The country’s second largest bank has boosted its “mortgage prime” to 2.85% from 2.70%, where it has stood since July 2015.
“This is the first time we’ve increased our TD Mortgage Prime rate independent of a Bank of Canada rate change,” said spokesperson Cheryl Ficker. “We regularly review our rates and adjust them based on a number of factors, including the cost that TD pays to fund mortgages. Bank of Canada rate changes are only one of these factors.”
The move comes after a series of government rules (new capital requirements, default insurance restrictions and securitization limits), which raise the cost of mortgage lending. Borrowers looking to blame someone should aim their frustrations at the Department of Finance. The DoF has been continually imposing stealth rate hikes on Canada’s mortgage market via regulatory changes that make it more expensive for lenders to lend.

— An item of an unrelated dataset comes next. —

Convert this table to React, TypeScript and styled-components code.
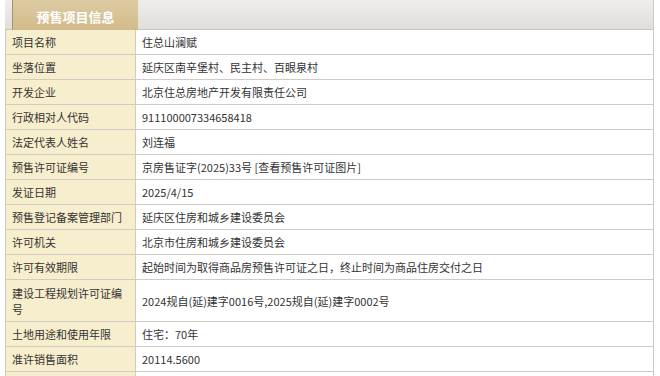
import React from "react";
import styled, { createGlobalStyle } from "styled-components";

const Global = createGlobalStyle`
  html, body { margin: 0; padding: 0; background: #fff; }
  body { font-family: "PingFang SC", "Noto Sans CJK SC", "Liberation Sans", sans-serif; }
`;

const Page = styled.div`
  width: 660px;
  height: 376px;
  overflow: hidden;
  background: #fff;
  padding: 0 6px 0 5px;
  box-sizing: border-box;
`;

const HeaderBar = styled.div`
  height: 30px;
  box-sizing: border-box;
  display: flex;
  align-items: flex-end;
  padding-left: 7px;
  background: linear-gradient(#efeeeb, #e0deda);
  border-bottom: 1px solid #c9c6c0;
  border-right: 1px solid #cfcdc8;
`;

const Tab = styled.div`
  width: 126px;
  height: 30px;
  box-sizing: border-box;
  display: flex;
  align-items: center;
  justify-content: center;
  padding-top: 2px;
  color: #fff;
  font-size: 13px;
  font-weight: bold;
  background: linear-gradient(#ddcba3, #d2bb8b);
  border-left: 1px solid #a89266;
  margin-bottom: -1px;
`;

const Table = styled.div`
  display: grid;
  grid-template-columns: 130px 1fr;
  border-left: 1px solid #cfcac0;
  border-right: 1px solid #cfcac0;
`;

const Label = styled.div<{ $tall?: boolean }>`
  background: #f7eecd;
  color: #333;
  font-size: 11px;
  line-height: 16px;
  padding: 4px 6px 4px 6px;
  border-bottom: 1px solid #d0ccc4;
  border-right: 1px solid #d0ccc4;
  display: flex;
  align-items: center;
  height: ${(p) => (p.$tall ? "33px" : "16px")};
`;

const Value = styled.div`
  background: #fff;
  color: #333;
  font-size: 11px;
  line-height: 16px;
  padding: 4px 6px;
  border-bottom: 1px solid #d0ccc4;
  display: flex;
  align-items: center;
`;

const rows: [string, string, boolean?][] = [
  ["项目名称", "住总山澜赋"],
  ["坐落位置", "延庆区南辛堡村、民主村、百眼泉村"],
  ["开发企业", "北京住总房地产开发有限责任公司"],
  ["行政相对人代码", "911100007334658418"],
  ["法定代表人姓名", "刘连福"],
  ["预售许可证编号", "京房售证字(2025)33号 [查看预售许可证图片]"],
  ["发证日期", "2025/4/15"],
  ["预售登记备案管理部门", "延庆区住房和城乡建设委员会"],
  ["许可机关", "北京市住房和城乡建设委员会"],
  ["许可有效期限", "起始时间为取得商品房预售许可证之日，终止时间为商品住房交付之日"],
  ["建设工程规划许可证编号", "2024规自(延)建字0016号,2025规自(延)建字0002号", true],
  ["土地用途和使用年限", "住宅：70年"],
  ["准许销售面积", "20114.5600"],
  ["", ""],
];

export default function App() {
  return (
    <Page>
      <Global />
      <HeaderBar>
        <Tab>预售项目信息</Tab>
      </HeaderBar>
      <Table>
        {rows.map(([k, v, tall], i) => (
          <React.Fragment key={i}>
            <Label $tall={tall}>{k}</Label>
            <Value>{v}</Value>
          </React.Fragment>
        ))}
      </Table>
    </Page>
  );
}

Consumers and the mortgage industry alike are now waiting to see if the other Big 6 banks follow TD’s lead. There’s a fair chance they may. If they do, it would mean they’ve passed through just 15 bps of the last 50 bps in BoC rate cuts.
“Increasing our rates is not a decision we take lightly,” adds Ficker. “We consider the impact on our customers before proceeding with any rate change, and we communicate directly with customers whose loans or mortgages are affected.”
A few important TD-specific points:
- This move impacts TD’s variable-rate mortgage customers only. “The rate for HELOC customers is based on TD’s Prime rate, which remains unchanged at 2.70%,” Ficker says. “There is no impact to HELOC customers as a result of the change in TD Mortgage Prime rate.”
- It’s notable that TD has increased it’s VRM discount from prime – 0.10% to prime – 0.25%. That means new customers are somewhat insulated from this change (for now). It is existing VRM customers who get the shaft.
- Our sources suggest TD’s discretionary VRM rates have moved to 2.35% (TD mortgage prime, minus 50 bps). At first glance (not factoring in prime), that makes TD sound more appealing than other banks which are in the prime – 0.45% range.
- Those currently in TD variable-rate mortgages won’t see their payment increase, but they will start paying more interest and less principal. By contrast, many other lenders have adjustable-rate payments that float with prime rate. If those lenders match TD, their customers will see their adjustable-rate payments rise about $7-8 for every $100,000 in mortgage balance.
This is not the first time TD has broken with convention on prime rate. In July 2015 it tried to lower prime by only 10 bps to 2.75%, despite a 25 bps rate but by the BoC. But other banks didn’t match TD’s gambit, so TD had to follow their lead and set prime at 2.70%.
In 2010 TD and CIBC tried to cut prime by only 15 bps following a 25 bps BoC reduction. Eleven days later they matched the other banks and cut the full 25 bps.